Human Resources departments work hard to fulfil employment needs with best possible candidates and ensure that company rules are abided. In charge of day to day HR management tasks, they apply regulations and laws with regard to the Labour Code. What they should also be concerned with is looking out for the company on its promises when hiring, thus avoiding business costs related to a high employment turnover and low personnel morale. After all, the HR department is the one that makes those promises.
Last month we started working with this great company, a multinational services corporation, employed by Fortune 500 companies to deal with everything from pre-sales to after-sales, info-services, call centres and beyond. Knowing about the company for many years, not in the least as one of the most important hiring company in Romania, when meeting the CEO for the first time, I thought to myself “now here’s a company that looks good”, with a man that cares so much about HIS people, what could ever be wrong? Well, the reasons I was invited to that meeting was quite the “wrong” part of the equation. The CEO complained about the outrageously high employee turnover. He had literary thousands of people coming in and leaving the company each month. After two weeks of thorough auditing, internal interviews and analysis, we gave a full report on cause, effect and of course solution for this business consuming problem. Read on to find when and where these problems appear within your company, and how to avoid them from the start.
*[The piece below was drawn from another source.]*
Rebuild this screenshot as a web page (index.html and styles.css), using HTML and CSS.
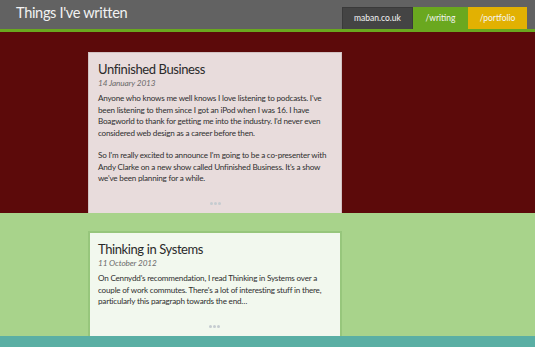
FILE: index.html
```html
<!DOCTYPE html>
<html lang="en">
<head>
    <meta charset="UTF-8">
    <meta name="viewport" content="width=device-width, initial-scale=1.0">
    <title>Things I've written</title>
    <link rel="stylesheet" href="styles.css">
</head>
<body>
    <!-- Header -->
    <header class="site-header">
        <h1>Things I've written</h1>
        <nav class="site-nav">
            <a href="#" class="nav-home">maban.co.uk</a>
            <a href="#" class="nav-writing">/writing</a>
            <a href="#" class="nav-portfolio">/portfolio</a>
        </nav>
    </header>

    <!-- Posts -->
    <section class="band band-red">
        <article class="post post-red">
            <h2>Unfinished Business</h2>
            <p class="date">14 January 2013</p>
            <p>Anyone who knows me well knows I love listening to podcasts. I've been listening to them since I got an iPod when I was 16. I have Boagworld to thank for getting me into the industry. I'd never even considered web design as a career before then.</p>
            <p>So I'm really excited to announce I'm going to be a co-presenter with Andy Clarke on a new show called Unfinished Business. It's a show we've been planning for a while.</p>
            <div class="more"><span></span><span></span><span></span></div>
        </article>
    </section>

    <section class="band band-green">
        <article class="post post-green">
            <h2>Thinking in Systems</h2>
            <p class="date">11 October 2012</p>
            <p>On Cennydd's recommendation, I read Thinking in Systems over a couple of work commutes. There's a lot of interesting stuff in there, particularly this paragraph towards the end&hellip;</p>
            <div class="more"><span></span><span></span><span></span></div>
        </article>
    </section>

    <section class="band band-teal"></section>
</body>
</html>
```

FILE: styles.css
```css
/* Reset */
* {
    margin: 0;
    padding: 0;
    box-sizing: border-box;
}

body {
    font-family: Lato, "Open Sans", sans-serif;
    color: #2f2f2f;
    background-color: #5aafa4;
}

/* Header */
.site-header {
    height: 32px;
    background-color: #626262;
    border-bottom: 3px solid #6aa81f;
    display: flex;
    justify-content: space-between;
    align-items: flex-end;
    padding: 0 8px 0 16px;
}

.site-header h1 {
    align-self: flex-start;
    font-size: 14.6px;
    font-weight: 400;
    letter-spacing: -0.35px;
    color: #f2f2f2;
    line-height: 26px;
}

.site-nav {
    display: flex;
}

.site-nav a {
    display: block;
    height: 22px;
    line-height: 22px;
    font-size: 8.5px;
    color: #f4f4f4;
    text-decoration: none;
    text-align: center;
}

.nav-home {
    width: 71px;
    background-color: #444;
    border: 1px solid #3a3a3a;
    border-bottom: none;
    line-height: 21px !important;
}

.nav-writing {
    width: 55px;
    background-color: #6aa81f;
}

.nav-portfolio {
    width: 59px;
    background-color: #e2b102;
}

/* Bands */
.band {
    padding-left: 88px;
}

.band-red {
    background-color: #5c0a0a;
    padding-top: 20px;
}

.band-green {
    background-color: #a8d38b;
    padding-top: 18px;
}

.band-teal {
    height: 13px;
}

/* Posts */
.post {
    width: 254px;
    padding: 7px 9px 8px;
}

.post-red {
    background-color: #e8dcdc;
    border: 1px solid #d2c2c2;
    border-bottom: none;
}

.post-green {
    background-color: #f2f8ee;
    border: 2px solid #97c67c;
    border-bottom: none;
    padding-left: 8px;
}

.post h2 {
    font-size: 13px;
    font-weight: 400;
    letter-spacing: -0.4px;
    color: #2a2a2a;
    line-height: 18px;
}

.post p {
    font-size: 8.1px;
    letter-spacing: -0.2px;
    line-height: 11.4px;
    margin-bottom: 11.4px;
}

.post .date {
    font-style: italic;
    color: #6a6a6a;
    font-size: 8.2px;
    letter-spacing: -0.1px;
    margin-bottom: 4px;
}

.more {
    display: flex;
    justify-content: center;
    gap: 1px;
    padding-top: 6px;
}

.more span {
    width: 3px;
    height: 3px;
    border-radius: 50%;
    background-color: #c5ccd0;
}
```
Of corse you want teams of motivated employees, strengthened by a solid corporate culture, and while you’re doing your best as an executive and everything looks good on paper, turnover starts to rise and people get demotivated quickly. What’s to be done? Where’s the problem?
You should start looking exactly at the centre of it all: The Human Resources Department. What are the practices used during the interviewing process? What are the promises that your HR “scouts” are making when trying to enrol new “prospects”, and are they realistic? And if they are, who should be responsible for making sure those corporate promises are kept?
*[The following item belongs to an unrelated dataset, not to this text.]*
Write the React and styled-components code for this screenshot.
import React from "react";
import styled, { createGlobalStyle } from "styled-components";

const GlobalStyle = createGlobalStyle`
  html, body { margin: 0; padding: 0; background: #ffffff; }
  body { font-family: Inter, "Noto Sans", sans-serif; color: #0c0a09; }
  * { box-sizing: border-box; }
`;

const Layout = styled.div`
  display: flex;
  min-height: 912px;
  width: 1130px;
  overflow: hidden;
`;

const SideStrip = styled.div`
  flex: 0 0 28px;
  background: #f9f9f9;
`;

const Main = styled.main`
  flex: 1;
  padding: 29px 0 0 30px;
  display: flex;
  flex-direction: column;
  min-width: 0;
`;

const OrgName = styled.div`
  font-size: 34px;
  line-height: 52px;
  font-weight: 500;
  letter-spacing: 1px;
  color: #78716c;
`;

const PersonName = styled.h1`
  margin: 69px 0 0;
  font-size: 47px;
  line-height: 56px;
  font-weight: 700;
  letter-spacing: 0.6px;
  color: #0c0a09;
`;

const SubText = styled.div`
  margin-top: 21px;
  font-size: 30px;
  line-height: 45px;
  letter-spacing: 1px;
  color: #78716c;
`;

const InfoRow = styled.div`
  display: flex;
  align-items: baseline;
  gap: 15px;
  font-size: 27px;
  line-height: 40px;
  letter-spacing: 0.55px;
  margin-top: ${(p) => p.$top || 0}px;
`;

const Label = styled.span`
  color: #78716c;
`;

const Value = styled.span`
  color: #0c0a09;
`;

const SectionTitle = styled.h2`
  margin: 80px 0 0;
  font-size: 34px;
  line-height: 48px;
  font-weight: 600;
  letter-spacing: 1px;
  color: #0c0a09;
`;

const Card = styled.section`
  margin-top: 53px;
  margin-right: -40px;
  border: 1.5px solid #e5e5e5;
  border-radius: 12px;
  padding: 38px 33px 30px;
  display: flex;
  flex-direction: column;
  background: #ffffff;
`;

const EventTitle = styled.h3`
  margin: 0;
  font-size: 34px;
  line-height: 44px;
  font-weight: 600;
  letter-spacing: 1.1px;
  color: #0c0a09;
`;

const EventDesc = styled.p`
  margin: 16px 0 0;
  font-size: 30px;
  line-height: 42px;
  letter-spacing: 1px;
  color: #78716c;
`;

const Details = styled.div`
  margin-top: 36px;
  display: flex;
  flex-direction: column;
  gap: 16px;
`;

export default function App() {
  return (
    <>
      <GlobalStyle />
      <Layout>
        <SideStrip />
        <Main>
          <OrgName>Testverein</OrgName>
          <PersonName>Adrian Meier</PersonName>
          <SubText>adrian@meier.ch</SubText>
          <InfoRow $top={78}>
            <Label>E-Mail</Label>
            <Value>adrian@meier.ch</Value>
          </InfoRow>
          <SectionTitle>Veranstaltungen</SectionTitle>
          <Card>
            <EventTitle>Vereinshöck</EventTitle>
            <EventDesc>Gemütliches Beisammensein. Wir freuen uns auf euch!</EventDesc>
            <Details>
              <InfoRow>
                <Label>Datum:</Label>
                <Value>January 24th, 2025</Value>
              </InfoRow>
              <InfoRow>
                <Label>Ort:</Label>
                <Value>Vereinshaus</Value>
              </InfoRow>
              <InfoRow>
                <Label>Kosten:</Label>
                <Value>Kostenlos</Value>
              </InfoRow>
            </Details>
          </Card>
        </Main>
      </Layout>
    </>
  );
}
As I’ve told you at the beginning of this article, HR people try to “sell” really good candidates on every position. In doing so, they usually pitch on the candidates with great things about being part of the company and how fulfilling is the role they’re trying to fill. And while this is common practice, and nothing seems wrong, the problem is when HR starts making promises on your behalf, many of which you can’t keep for any number of reasons.
And when this happens, employees rightly feel disillusioned, or even betrayed by the company they have pledged to work for and dedicate at least a third of their life (considering the least 40 hours a week). Here are some common HR lies that you should look into:
- “Your starting net monthly salary is 900 lei, but in three months time you’ll be paid 1200 lei.” The employee will get a slight rise, maybe after 6-9 moths, after he/she complained to higher up “the food chain”
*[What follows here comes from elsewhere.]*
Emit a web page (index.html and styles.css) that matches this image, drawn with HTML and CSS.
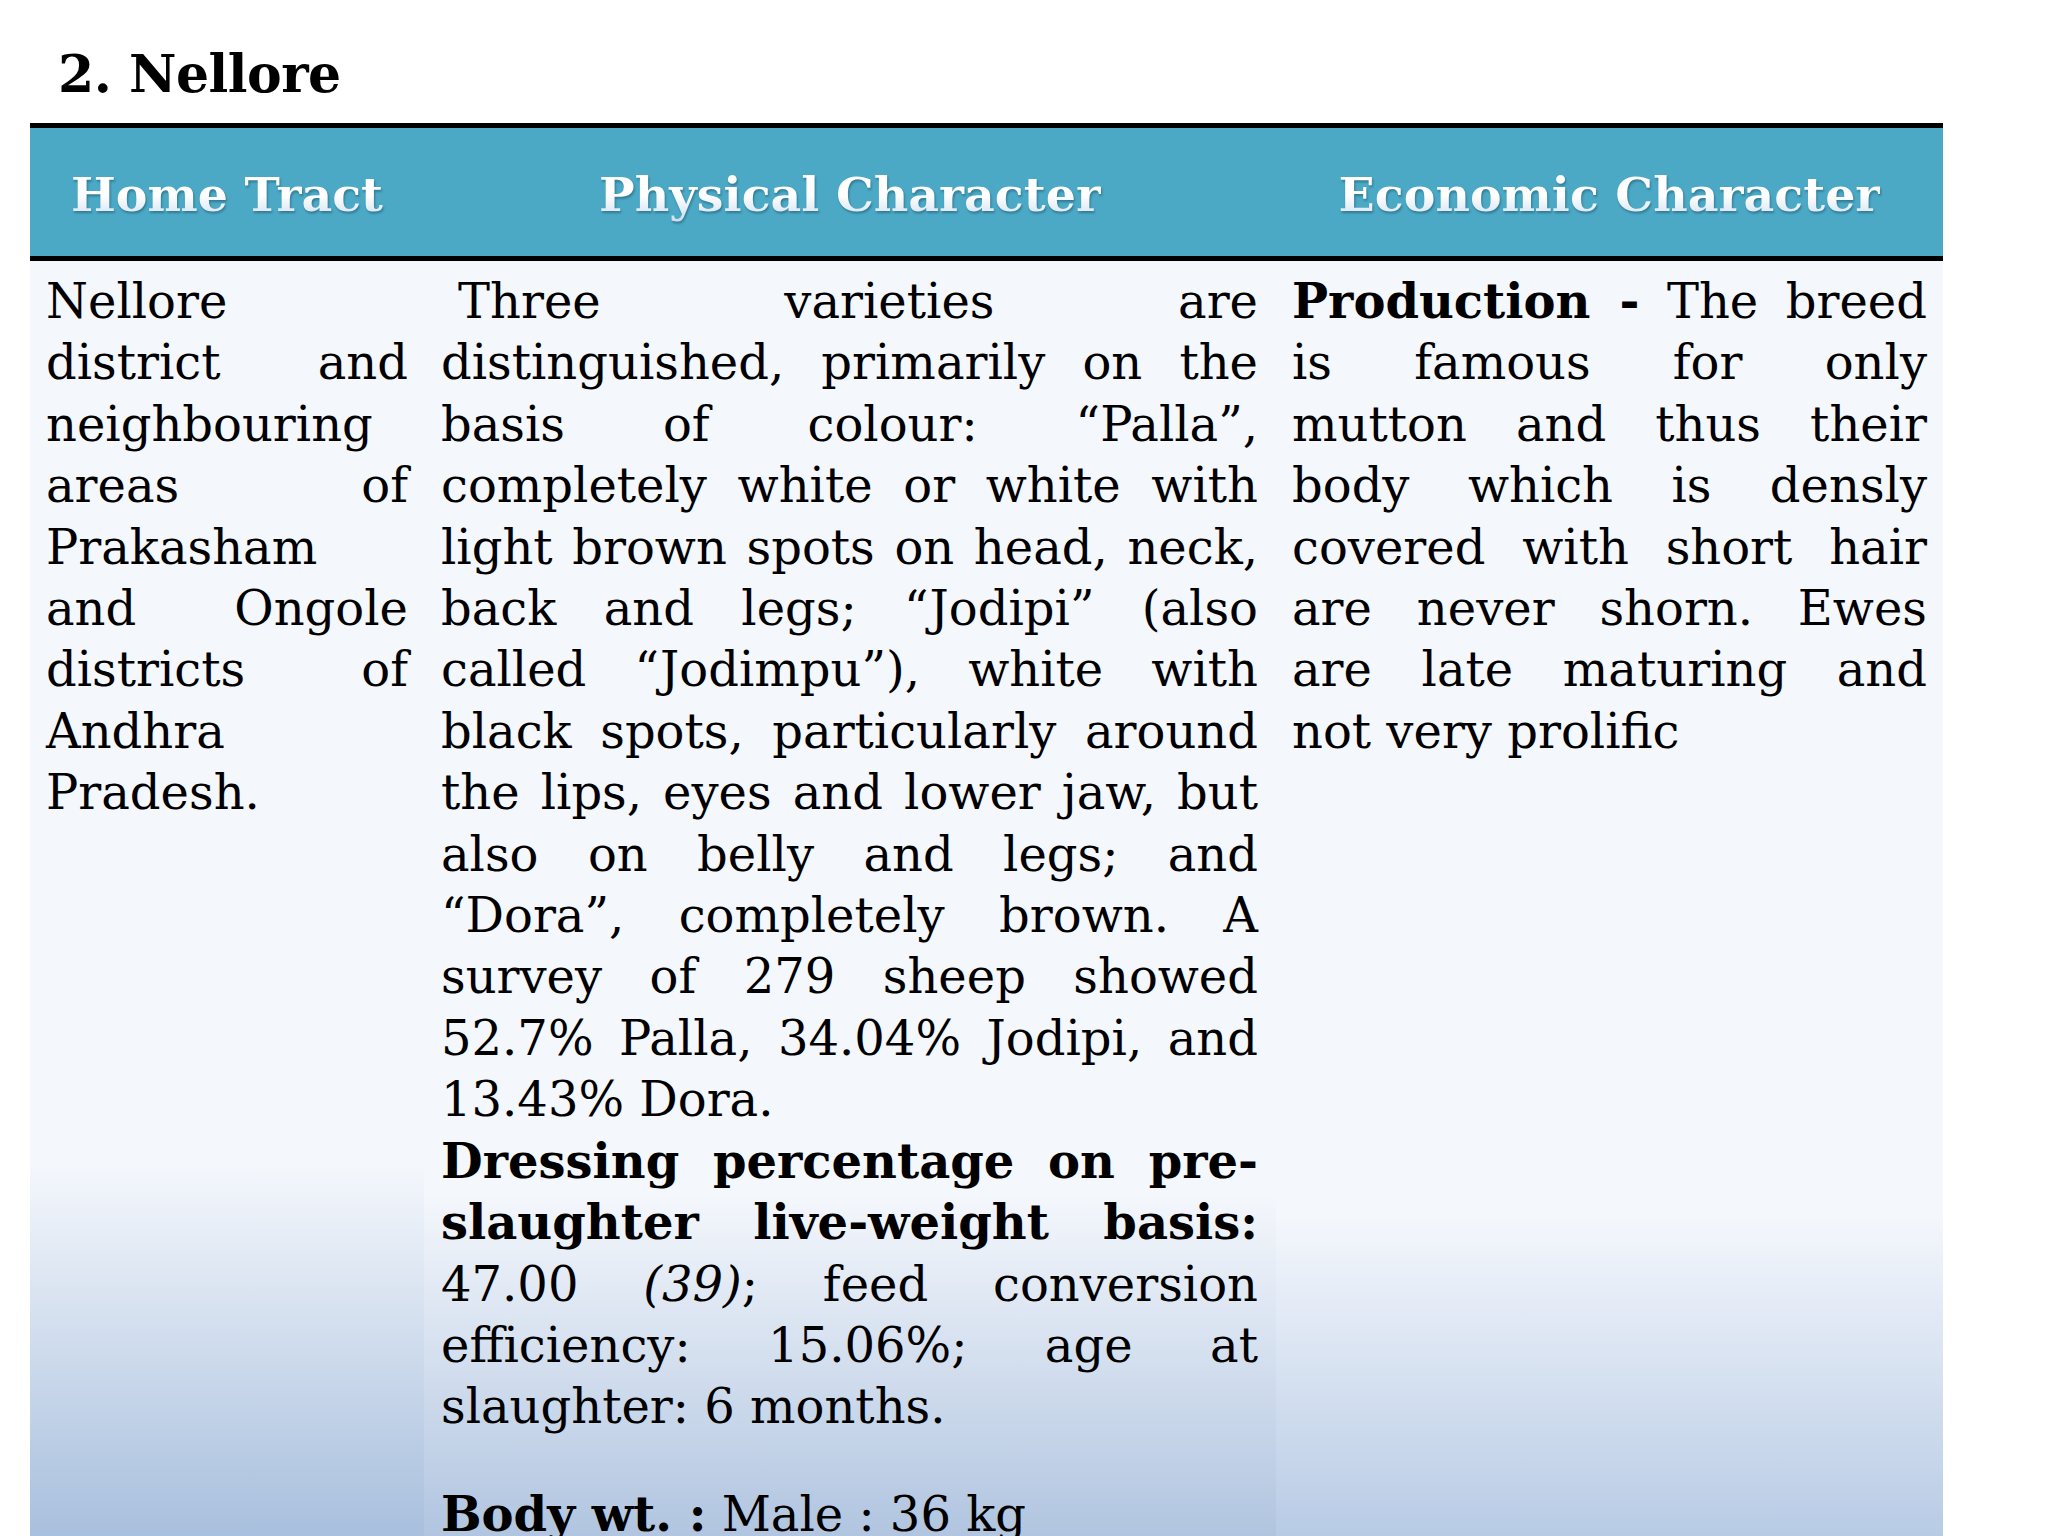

- “Your hours are flexible.” The employee is expected to work full-time.
- “Overtime is optional or payed.” Not a moth goes by, and the employee is demanded mandatory overtime.
- “You’ll get our answer by the end of the week.” The employee gets the job decision in 2 months.
- “Great promoting opportunity.” While in reality employees watch as outsiders are brought in to become new managers.
- “You’ll get professional training all the way throughout your carrier at our company.” Managers through a book on employees’ desks and expect them to swim or sink.
It is true that while companies that keep their promises, don’t get extra appreciation for it, those who don’t, get all the unwanted attention and employees notice them, get demoralised, cynical and bitter.
As an executive you get so consumed and concentrated on costumer/client satisfaction and business retention, that you tend to overlook the fact that your employees are the drive of those concern. You can’t have booming business, with imploding personnel. While the HR department is there to keep you “warm and safe” make sure they don’t end up being the Achilles’ Heel of your business.